= The Summer I Ate the Rich =

2025 novel by Maika and Maritza Moulite

The Summer I Ate the Rich is a novel by sister-duo Maika and Maritza Moulite, originally published on April 22, 2025, by Farrar, Straus and Giroux.

== Inspiration ==
Maika Moulite stated in an interview with Publishers Weekly that the protagonist's hatred of the wealthy elite was influenced by her difficulty with her mother's health insurance. The beeping noise that the protagonist Brielle hears throughout the beginning of the novel is based on the noise of her mother's empty pain pump because her insurance refused to authorize the treatment. She said that she and her sister "channeled that rage" into the novel.

== Reception ==
Kirkus Reviews said that the "authors have a lot of important things to say about generational wealth, racism, capitalism, and class" , but criticized a lack of exploration of Brielle's character and zombie powers.
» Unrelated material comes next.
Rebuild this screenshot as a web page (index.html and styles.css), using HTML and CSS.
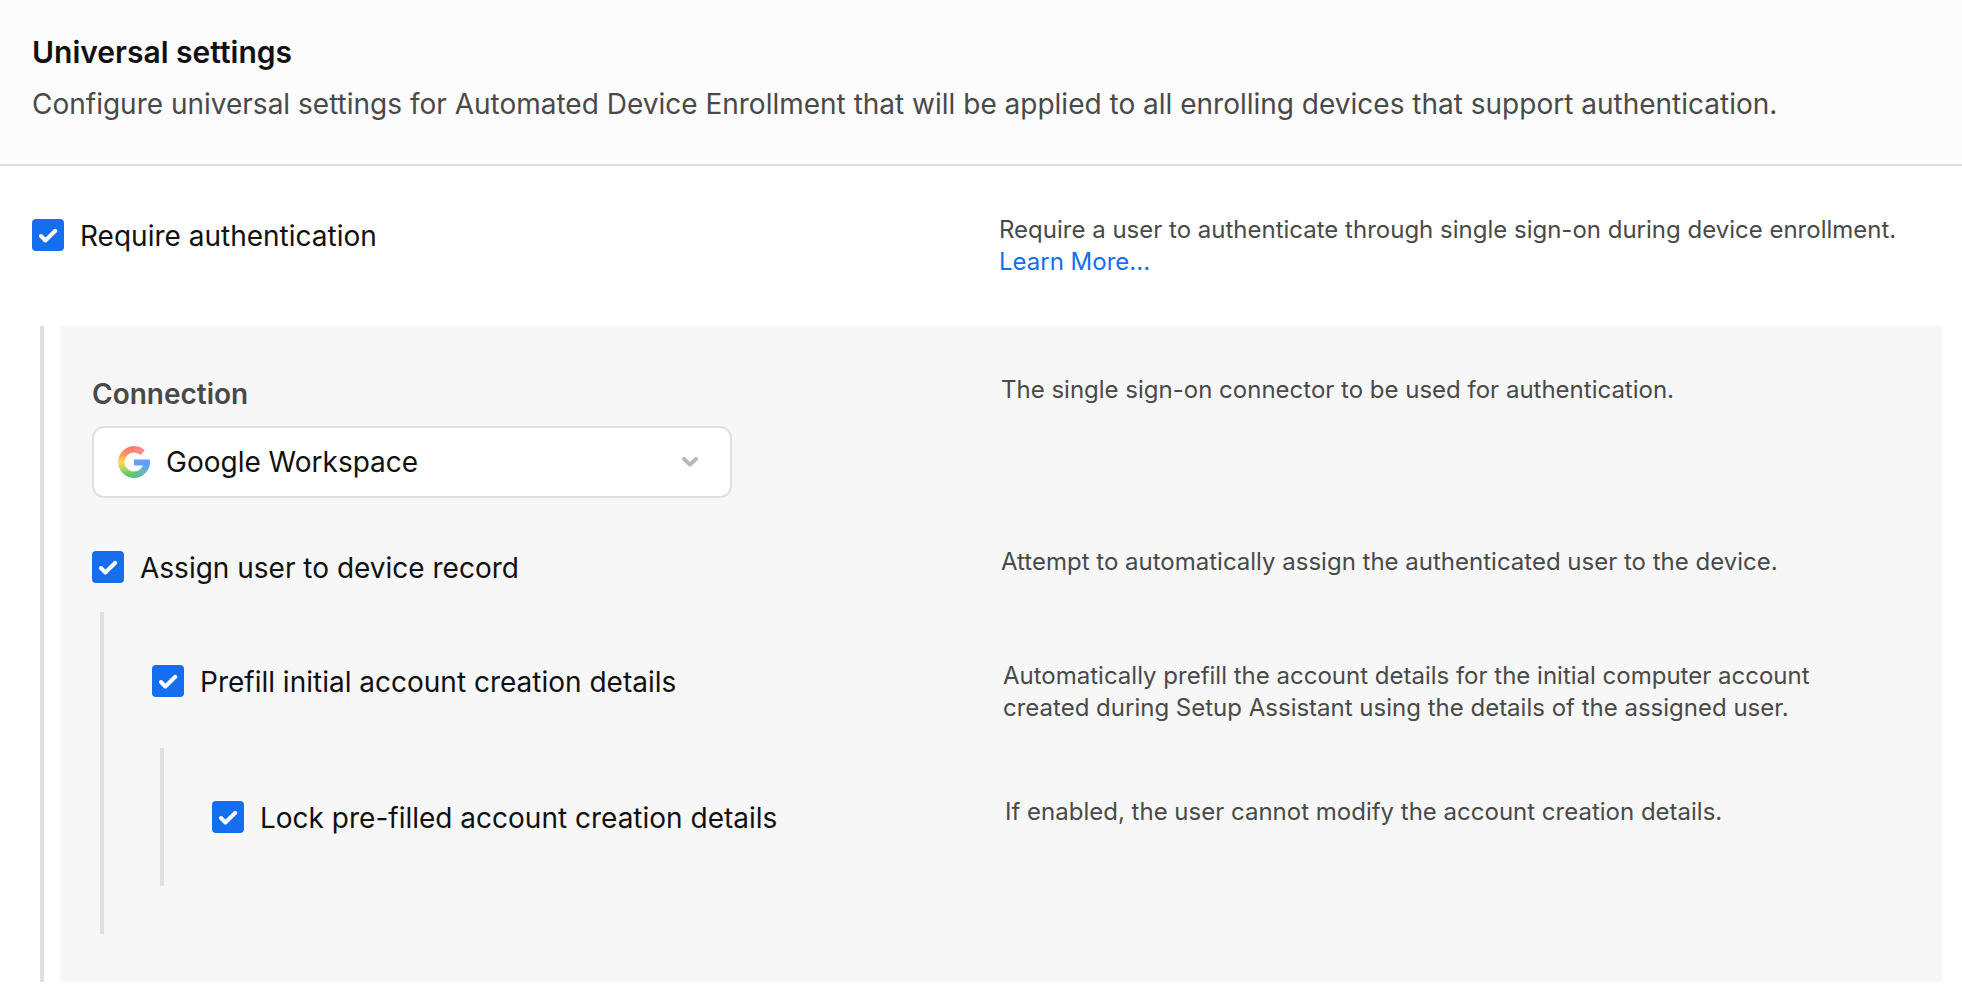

Lois Young of School Library Journal praised the novel's beginning, but said that it is "more of a clumsy revenge thriller than a horror narrative". Publishers Weekly said that "Brielle's fluidly rendered narration and the novel's ambitious premise result in a captivating look at one immigrant family's experience via a fantasy lens", but said that the "pacing and plot structure feel stilted". Sarah Osman, writing for The Arts Fuse said that Brielle's character carries the novel, and the novel "falters" when the perspective switches to Brielle's sisters in Haiti, which she said was confusing. She concluded that the novel was an "exercise in magic realist satire" instead of the horror novel it was advertised as.

Book Riot called it the best young adult book of April 2025.